Publication, Part of Medicines and Pregnancy Registry
[MI] Medicines and Pregnancy Registry - Antiepileptic use in females aged 0 to 54 in England: April 2018 to September 2023
Strengths and Limitations
Medicines dispensed in Primary Care refers to all prescriptions that have been prescribed in England and dispensed in the UK, typically by community pharmacies and dispensing doctors. For September 2020, over 95% of prescriptions had their patient details verified by NHS England’s Master Person Service (MPS) providing a solid basis for a patient register based on the medicines they have been prescribed.
The current analysis is restricted to a reporting period of 66 months of data (April 2018 to September 2023). The aim is to improve this over time as new data becomes available and earlier prescribing data is added back to April 2015.
Linking to both maternity and HES datasets provide two significant benefits, getting early sight of pregnancies through the maternity dataset whilst also using HES data to validate birth outcomes for the maternity episodes. In addition, any pregnancies that only appear in one of the two datasets are captured. HES data is however, provisional for the latest financial year and therefore not all pregnancies may have been captured for the latest 6 months (April 2023 to September 2023).
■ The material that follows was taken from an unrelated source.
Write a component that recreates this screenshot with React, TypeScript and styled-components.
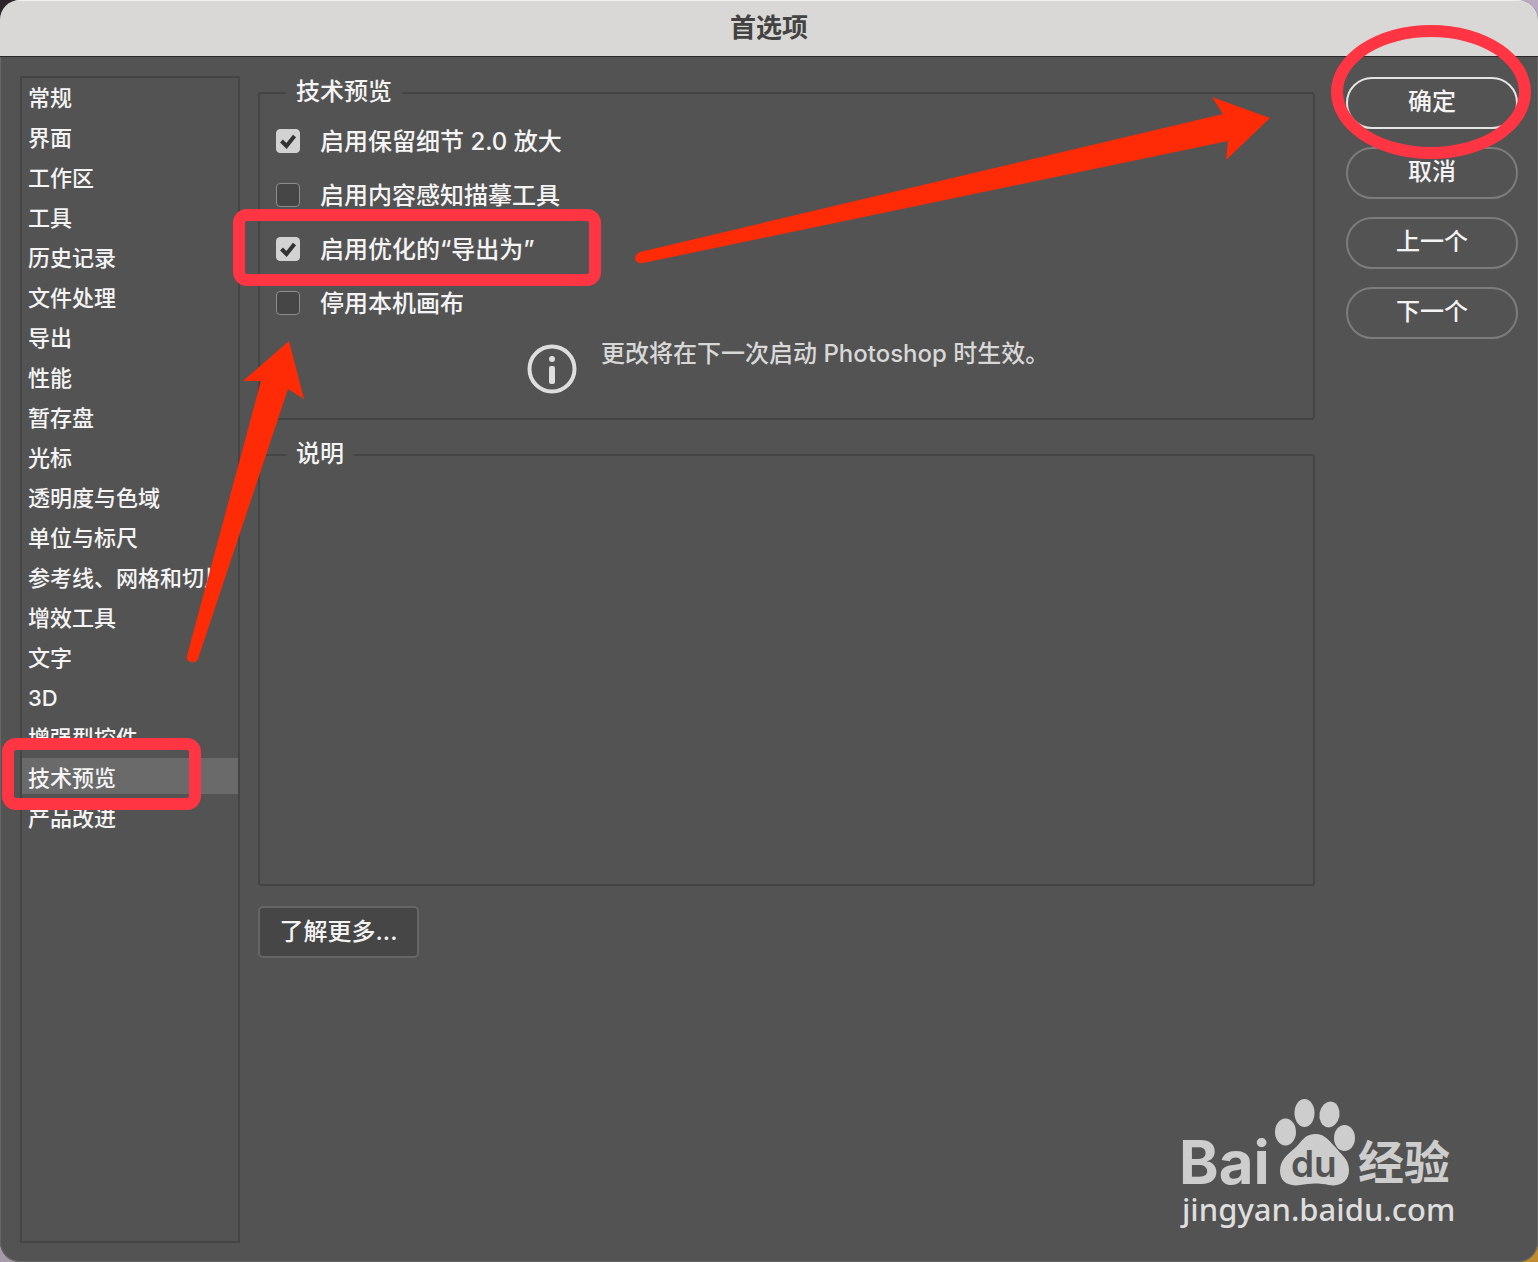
import React, { useState } from "react";
import styled, { createGlobalStyle } from "styled-components";

const color = {
  panel: "#535353",
  line: "#444444",
  text: "#f4f4f4",
  ring: "#ff3543",
  arrow: "#ff2a06",
  mark: "#cdcdcd",
};

const GlobalStyle = createGlobalStyle`
  * { box-sizing: border-box; }
  body {
    margin: 0;
    background:
      linear-gradient(#2c2429, #2c2429) left top / 40px 40px no-repeat,
      linear-gradient(#bba9c4, #bba9c4) right top / 40px 40px no-repeat,
      linear-gradient(#c08a2e, #c08a2e) right bottom / 40px 40px no-repeat,
      #a79aab;
    font-family: Inter, "Noto Sans CJK SC", sans-serif;
    font-weight: 500;
    color: ${color.text};
  }
  button, input { font: inherit; color: inherit; }
`;

const Window = styled.div`
  position: relative;
  display: flex;
  flex-direction: column;
  min-height: 100vh;
  border-radius: 20px;
  overflow: hidden;
  background: ${color.panel};
  box-shadow: inset 0 0 0 1px #666666;
`;

const TitleBar = styled.header`
  display: flex;
  justify-content: center;
  height: 57px;
  border-top: 1px solid #f0efee;
  border-bottom: 1px solid #2b2729;
  background: #d9d8d6;
`;

const Title = styled.h1`
  margin: 0;
  font-size: 26px;
  line-height: 54px;
  font-weight: 700;
  color: #434343;
`;

const Body = styled.div`
  display: flex;
  flex: 1;
  padding: 19px 20px;
`;

const Sidebar = styled.nav`
  width: 220px;
  flex: none;
  margin-right: 18px;
  border: 2px solid ${color.line};
`;

const CategoryList = styled.ul`
  display: flex;
  flex-direction: column;
  gap: 4px;
  margin: 0;
  padding: 0;
  list-style: none;
`;

const CategoryItem = styled.li`
  position: relative;
`;

const CategoryButton = styled.button<{ $active: boolean }>`
  display: block;
  width: 100%;
  height: 36px;
  padding: 4px 6px 0;
  border: 0;
  background: ${(p) => (p.$active ? "#6a6a6a" : "transparent")};
  font-size: 22px;
  line-height: 32px;
  text-align: left;
  white-space: nowrap;
`;

const Main = styled.main`
  display: flex;
  flex: 1;
  flex-direction: column;
  align-items: stretch;
  gap: 18px;
  min-width: 0;
`;

const Group = styled.fieldset`
  margin: 0;
  padding: 4px 16px 24px;
  border: 2px solid ${color.line};
  border-radius: 3px;
  min-width: 0;
`;

const Description = styled(Group)`
  height: 448px;
`;

const GroupTitle = styled.legend`
  margin-left: 10px;
  padding: 0 10px 2px;
  font-size: 24px;
  line-height: 32px;
`;

const Option = styled.div`
  position: relative;
  display: flex;
  align-items: center;
  gap: 20px;
  height: 54px;
`;

const OptionLabel = styled.label`
  padding-top: 2px;
  font-size: 24px;
  line-height: 32px;
`;

const CheckFrame = styled.span`
  display: grid;
  width: 24px;
  height: 24px;
  > * { grid-area: 1 / 1; }
`;

const CheckInput = styled.input`
  appearance: none;
  width: 24px;
  height: 24px;
  margin: 0;
  border: 1px solid #8c8c8c;
  border-radius: 4px;
  background: #464646;
  &:checked {
    border-color: #d2d2d2;
    background: #d2d2d2;
  }
  &:not(:checked) + svg { display: none; }
`;

const CheckMark = styled.svg`
  width: 24px;
  height: 24px;
  pointer-events: none;
`;

const Notice = styled.div`
  display: flex;
  justify-content: flex-start;
  gap: 24px;
  padding: 8px 0 0 251px;
`;

const NoticeIcon = styled.svg`
  flex: none;
  width: 50px;
  height: 50px;
  margin-top: 6px;
`;

const NoticeText = styled.p`
  margin: 0;
  font-size: 24px;
  line-height: 32px;
  color: #d8d8d8;
`;

const MoreButton = styled.button`
  align-self: flex-start;
  min-width: 161px;
  height: 52px;
  margin-top: 2px;
  padding: 0 18px;
  border: 2px solid #666666;
  border-radius: 5px;
  background: #464646;
  font-size: 24px;
  line-height: 32px;
`;

const Actions = styled.div`
  display: flex;
  flex: none;
  flex-direction: column;
  gap: 18px;
  width: 172px;
  margin-left: 31px;
  padding-top: 1px;
`;

const ActionSlot = styled.div`
  position: relative;
`;

const ActionButton = styled.button<{ $primary?: boolean }>`
  display: block;
  width: 100%;
  height: 52px;
  padding: 0 0 2px;
  border: 2px solid ${(p) => (p.$primary ? "#e4e4e4" : "#7c7c7c")};
  border-radius: 26px;
  background: transparent;
  font-size: 24px;
  line-height: 32px;
`;

/* Hand-drawn style markers lying over the dialog */
const Ring = styled.span`
  position: absolute;
  z-index: 1;
  border: 12px solid ${color.ring};
  border-radius: 14px;
  pointer-events: none;
`;

const CategoryRing = styled(Ring)`
  inset: -20px auto auto -20px;
  width: 199px;
  height: 72px;
`;

const OptionRing = styled(Ring)`
  inset: -13px auto auto -43px;
  width: 368px;
  height: 77px;
`;

const ActionRing = styled(Ring)`
  inset: -52px auto auto -15px;
  width: 200px;
  height: 134px;
  border-radius: 50%;
`;

const Arrows = styled.svg`
  position: absolute;
  z-index: 2;
  top: 0;
  left: 0;
  pointer-events: none;
`;

const Watermark = styled.svg`
  position: absolute;
  right: 78px;
  bottom: 30px;
  pointer-events: none;
`;

const categories = [
  "常规", "界面", "工作区", "工具", "历史记录", "文件处理", "导出", "性能",
  "暂存盘", "光标", "透明度与色域", "单位与标尺", "参考线、网格和切片",
  "增效工具", "文字", "3D", "增强型控件", "技术预览", "产品改进",
];

const options = [
  { id: "details", label: "启用保留细节 2.0 放大", on: true },
  { id: "trace", label: "启用内容感知描摹工具", on: false },
  { id: "export", label: "启用优化的“导出为”", on: true, marked: true },
  { id: "canvas", label: "停用本机画布", on: false },
];

function CheckOption({ id, label, on, marked }: { id: string; label: string; on: boolean; marked?: boolean }) {
  return (
    <Option>
      <CheckFrame>
        <CheckInput type="checkbox" id={id} defaultChecked={on} />
        <CheckMark viewBox="0 0 24 24" aria-hidden="true">
          <path d="M5.5 12L10.5 17L18.5 7" fill="none" stroke="#333333" strokeWidth="4" />
        </CheckMark>
      </CheckFrame>
      <OptionLabel htmlFor={id}>{label}</OptionLabel>
      {marked && <OptionRing aria-hidden="true" />}
    </Option>
  );
}

function BaiduMark() {
  return (
    <Watermark width="282" height="136" viewBox="1178 1096 282 136" fill={color.mark}>
      <ellipse cx="1285.5" cy="1132" rx="10.5" ry="13.5" />
      <ellipse cx="1304.5" cy="1113" rx="10" ry="14" />
      <ellipse cx="1329.5" cy="1114.5" rx="10" ry="13" transform="rotate(10 1329.5 1114.5)" />
      <ellipse cx="1344.5" cy="1138" rx="10.5" ry="13" />
      <path d="M1315 1134C1304 1134 1301 1143 1295 1148C1287 1155 1280 1160 1280 1171C1280 1181 1288 1187 1300 1185C1310 1183 1320 1183 1329 1185C1341 1187 1349 1181 1349 1170C1349 1160 1342 1155 1337 1149C1330 1142 1326 1134 1315 1134Z" />
      <text x="1179" y="1184" fontFamily="Inter, sans-serif" fontWeight="700" fontSize="60">Bai</text>
      <text x="1291" y="1177" fontFamily="Inter, sans-serif" fontWeight="600" fontSize="37" fill={color.panel}>du</text>
      <text x="1358" y="1179" fontFamily="Noto Sans CJK SC, sans-serif" fontWeight="700" fontSize="46">经验</text>
      <text x="1182" y="1221" fontFamily="Noto Sans, sans-serif" fontWeight="500" fontSize="31" fill="#dedede">jingyan.baidu.com</text>
    </Watermark>
  );
}

export default function App() {
  const [active, setActive] = useState("技术预览");
  return (
    <>
      <GlobalStyle />
      <Window>
        <TitleBar>
          <Title>首选项</Title>
        </TitleBar>
        <Body>
          <Sidebar>
            <CategoryList>
              {categories.map((name) => (
                <CategoryItem key={name}>
                  <CategoryButton $active={name === active} onClick={() => setActive(name)}>
                    {name}
                  </CategoryButton>
                  {name === "技术预览" && <CategoryRing aria-hidden="true" />}
                </CategoryItem>
              ))}
            </CategoryList>
          </Sidebar>
          <Main>
            <Group>
              <GroupTitle>技术预览</GroupTitle>
              {options.map((o) => (
                <CheckOption key={o.id} {...o} />
              ))}
              <Notice>
                <NoticeIcon viewBox="0 0 50 50" aria-hidden="true">
                  <circle cx="25" cy="25" r="22.5" fill="none" stroke="#dedede" strokeWidth="4" />
                  <circle cx="25" cy="15" r="3" fill="#dedede" />
                  <rect x="22" y="22" width="6" height="18" rx="2" fill="#dedede" />
                </NoticeIcon>
                <NoticeText>更改将在下一次启动 Photoshop 时生效。</NoticeText>
              </Notice>
            </Group>
            <Description>
              <GroupTitle>说明</GroupTitle>
            </Description>
            <MoreButton>了解更多...</MoreButton>
          </Main>
          <Actions>
            <ActionSlot>
              <ActionButton $primary>确定</ActionButton>
              <ActionRing aria-hidden="true" />
            </ActionSlot>
            <ActionButton>取消</ActionButton>
            <ActionButton>上一个</ActionButton>
            <ActionButton>下一个</ActionButton>
          </Actions>
        </Body>
        <Arrows width="1538" height="1262" viewBox="0 0 1538 1262" fill={color.arrow} aria-hidden="true">
          <path d="M187 656L261 381L243 381L289 341L304 399L288 389L198 659Q196 663 191 662Q186 661 187 656Z" />
          <path d="M640 252L1223 114L1212 97L1270 118L1226 160L1228 141L643 263Q637 264 635 259Q635 254 640 252Z" />
        </Arrows>
        <BaiduMark />
      </Window>
    </>
  );
}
In addition, births that occurred post September 2023 in the HES data and are not captured in the maternity dataset may result in a slight undercount of pregnancies for the latest 9 months of the reporting period.
Patients have been identified and linked across datasets if they have passed the validation criteria set by NHS England’s Master Person Service for each individual dataset. A female may therefore have been prescribed valproate and have had a pregnancy but if any inaccuracies occur in any of the three data sources their data will not have been verified and identified in the analysis. Only the accurate and verified data will have been included.
Not all conceptions captured in the data from the maternity dataset resulted in a birth. For example, a female could have had a miscarriage early in her pregnancy and then conceived very soon afterwards. Previously both conceptions would be treated as a full term pregnancy in the analysis resulting in a very slight over count in some of the figures. Further work to de-duplicate any overlapping pregnancies attributed to the same female (owing to conflicting source data) has been undertaken in the latest publication. Pregnancy records are subject to additional validation procedures to de-duplicate wherever possible.
Early miscarriages that occur prior to a booked appointment within the maternity dataset are not captured in the data.
Prescribing data as defined earlier in the report is currently only captured by month. Any prescribing identified to have taken place during the month of conception or the month of delivery may in fact have taken place prior to conception or after delivery.
Due to the combination of the limitations stated above with regards time frames, coverage and quality of the administrative data, the number of females and pregnancies in the report may be slightly undercounted.